2 TEPEDINO, Gustavo; BARBOSA, Heloisa Helena; MORAES, Maria Celina Bodin de. Código Civil interpretado conforme a Constituição da República. Vol. I. 2ª ed. Rio de Janeiro: Renovar, 2007, p. 688.
3 A própria SF/COJUR admite que, segundo seu entendimento, a confusão não será propriamente uma causa de extinção da obrigação tributária: “é possível verificar que, a rigor, dada a particularidade que permeia o tratamento da receita pública decorrente de impostos (especificamente a existência de vinculação e a necessidade de observância do princípio orçamentário da universalidade), a extinção do crédito tributário se dá pelo pagamento e não propriamente pela confusão.” (10019267)
4 TORRES, Ricardo Lobo. Curso de direito financeiro e tributário. 14ª ed. Rio de Janeiro: Renovar, 2007, p. 185.

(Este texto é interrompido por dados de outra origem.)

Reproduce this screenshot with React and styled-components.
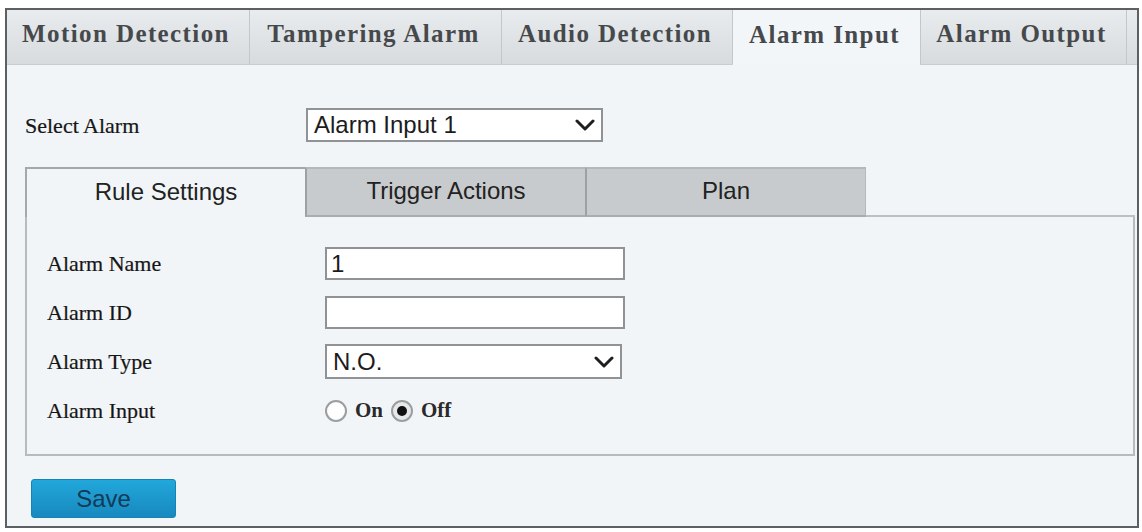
import React from "react";
import styled, { createGlobalStyle } from "styled-components";

const GlobalStyle = createGlobalStyle`
  html, body {
    margin: 0;
    padding: 0;
    background: #ffffff;
  }
  * {
    box-sizing: border-box;
  }
`;

const topTabs = [
  { label: "Motion Detection", width: 243 },
  { label: "Tampering Alarm", width: 252 },
  { label: "Audio Detection", width: 231 },
  { label: "Alarm Input", width: 188, active: true },
  { label: "Alarm Output", width: 206 },
];

const ruleTabs = [
  { label: "Rule Settings", width: 280, active: true },
  { label: "Trigger Actions", width: 280 },
  { label: "Plan", width: 281 },
];

const Chevron = () => (
  <svg width="20" height="12" viewBox="0 0 20 12">
    <polyline
      points="2,2 10,10 18,2"
      fill="none"
      stroke="#1f1f1f"
      strokeWidth="3"
      strokeLinecap="round"
      strokeLinejoin="round"
    />
  </svg>
);

export default function App() {
  return (
    <>
      <GlobalStyle />
      <Frame>
        <TopTabBar>
          {topTabs.map(tab => (
            <TopTab key={tab.label} $width={tab.width} $active={tab.active}>
              {tab.label}
            </TopTab>
          ))}
          <TopTabFiller />
        </TopTabBar>

        <Content>
          <SelectRow>
            <SelectLabel>Select Alarm</SelectLabel>
            <SelectBox $width={297}>
              <span>Alarm Input 1</span>
              <Chevron />
            </SelectBox>
          </SelectRow>

          <RuleTabBar>
            {ruleTabs.map(tab => (
              <RuleTab key={tab.label} $width={tab.width} $active={tab.active}>
                {tab.label}
              </RuleTab>
            ))}
            <RuleTabFiller />
          </RuleTabBar>

          <Panel>
            <FormRow>
              <FieldLabel>Alarm Name</FieldLabel>
              <TextBox>1</TextBox>
            </FormRow>
            <FormRow>
              <FieldLabel>Alarm ID</FieldLabel>
              <TextBox />
            </FormRow>
            <FormRow>
              <FieldLabel>Alarm Type</FieldLabel>
              <SelectBox $width={297} $height={35}>
                <span>N.O.</span>
                <Chevron />
              </SelectBox>
            </FormRow>
            <FormRow>
              <FieldLabel>Alarm Input</FieldLabel>
              <RadioGroup>
                <RadioItem>
                  <RadioCircle />
                  <RadioText>On</RadioText>
                </RadioItem>
                <RadioItem>
                  <RadioCircle $checked />
                  <RadioText>Off</RadioText>
                </RadioItem>
              </RadioGroup>
            </FormRow>
          </Panel>

          <SaveButton>Save</SaveButton>
        </Content>
      </Frame>
    </>
  );
}

const Frame = styled.div`
  margin: 8px 0 0 5px;
  width: 1134px;
  height: 520px;
  border: 2px solid #5c6063;
  background: #f2f5f7;
  display: flex;
  flex-direction: column;
`;

const TopTabBar = styled.div`
  display: flex;
  height: 55px;
  background: linear-gradient(#e9ecee, #d7dbde);
  border-bottom: 1px solid #c9cdd0;
`;

const TopTab = styled.div`
  width: ${p => p.$width}px;
  display: flex;
  align-items: center;
  justify-content: center;
  padding-bottom: 6px;
  padding-right: 4px;
  border-right: 1px solid #c3c7ca;
  font-family: "Liberation Serif", "Times New Roman", serif;
  font-weight: bold;
  font-size: 25px;
  letter-spacing: 1.4px;
  color: #46494c;
  background: ${p => (p.$active ? "#f3f6f8" : "transparent")};
  margin-bottom: ${p => (p.$active ? "-1px" : "0")};
`;

const TopTabFiller = styled.div`
  flex: 1;
`;

const Content = styled.div`
  flex: 1;
  padding: 43px 2px 0 18px;
  display: flex;
  flex-direction: column;
`;

const SelectRow = styled.div`
  display: flex;
  align-items: center;
  height: 34px;
`;

const SelectLabel = styled.div`
  width: 281px;
  font-family: "Liberation Serif", "Times New Roman", serif;
  font-size: 22px;
  color: #161616;
  padding-top: 2px;
  -webkit-text-stroke: 0.2px #161616;
`;

const SelectBox = styled.div`
  width: ${p => p.$width}px;
  height: ${p => p.$height || 34}px;
  background: #ffffff;
  border: 2px solid #8f9396;
  display: flex;
  align-items: center;
  justify-content: space-between;
  padding: 0 6px 0 6px;
  font-family: "Liberation Sans", Arial, sans-serif;
  font-size: 24px;
  color: #1c1c1c;
`;

const RuleTabBar = styled.div`
  display: flex;
  margin-top: 25px;
  height: 50px;
`;

const RuleTab = styled.div`
  width: ${p => p.$width}px;
  display: flex;
  align-items: center;
  justify-content: center;
  padding-bottom: 2px;
  font-family: "Liberation Sans", Arial, sans-serif;
  font-size: 24px;
  color: #222;
  border-top: 2px solid ${p => (p.$active ? "#a4a8ab" : "#b4b8bb")};
  border-left: 2px solid ${p => (p.$active ? "#a4a8ab" : "#9da1a4")};
  border-bottom: ${p => (p.$active ? "none" : "2px solid #a9adb0")};
  background: ${p => (p.$active ? "#f2f5f7" : "#c8cbce")};
  &:nth-child(3) {
    border-right: 1px solid #b4b8bb;
  }
`;

const RuleTabFiller = styled.div`
  flex: 1;
  border-bottom: 2px solid #bcc0c3;
`;

const Panel = styled.div`
  border: 2px solid #b7bbbe;
  border-top: none;
  padding: 22px 0 19px 20px;
  display: flex;
  flex-direction: column;
`;

const FormRow = styled.div`
  display: flex;
  align-items: center;
  height: 49px;
`;

const FieldLabel = styled.div`
  width: 278px;
  font-family: "Liberation Serif", "Times New Roman", serif;
  font-size: 22px;
  color: #161616;
  -webkit-text-stroke: 0.2px #161616;
`;

const TextBox = styled.div`
  width: 300px;
  height: 33px;
  background: #ffffff;
  border: 2px solid #8f9396;
  padding: 0 4px;
  display: flex;
  align-items: center;
  font-family: "Liberation Sans", Arial, sans-serif;
  font-size: 24px;
  color: #1c1c1c;
`;

const RadioGroup = styled.div`
  display: flex;
  align-items: center;
  gap: 8px;
`;

const RadioItem = styled.div`
  display: flex;
  align-items: center;
  gap: 8px;
`;

const RadioCircle = styled.span`
  position: relative;
  width: 22px;
  height: 22px;
  border-radius: 50%;
  border: 2px solid #9a9ea1;
  background: ${p => (p.$checked ? "#e6e8ea" : "#ffffff")};
  &::after {
    content: "";
    display: ${p => (p.$checked ? "block" : "none")};
    position: absolute;
    left: 4px;
    top: 4px;
    width: 10px;
    height: 10px;
    border-radius: 50%;
    background: #111;
  }
`;

const RadioText = styled.span`
  font-family: "Liberation Serif", "Times New Roman", serif;
  font-weight: bold;
  font-size: 21px;
  color: #2a2a2a;
`;

const SaveButton = styled.button`
  margin-top: 23px;
  margin-left: 6px;
  width: 145px;
  height: 39px;
  border: 1px solid #1583b5;
  border-radius: 3px;
  background: linear-gradient(#22a7da, #1789bf);
  font-family: "Liberation Sans", Arial, sans-serif;
  font-size: 24px;
  color: #143a57;
  padding: 0;
  cursor: pointer;
`;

Processo n° 6021.2018/0012250-1
Cont. da Informação n° 1256/2018-PGM.AJC
PROCURADORIA GERAL DO MUNICÍPIO
Senhor Procurador Geral do Município
Encaminho-lhe o presente com o entendimento da Assessoria Jurídico-Consultiva desta Procuradoria Geral, que acolho, no sentido de a confusão ser causa extintiva da obrigação tributária, mostrando-se inócuo o pagamento de débito tributário após o seu reconhecimento.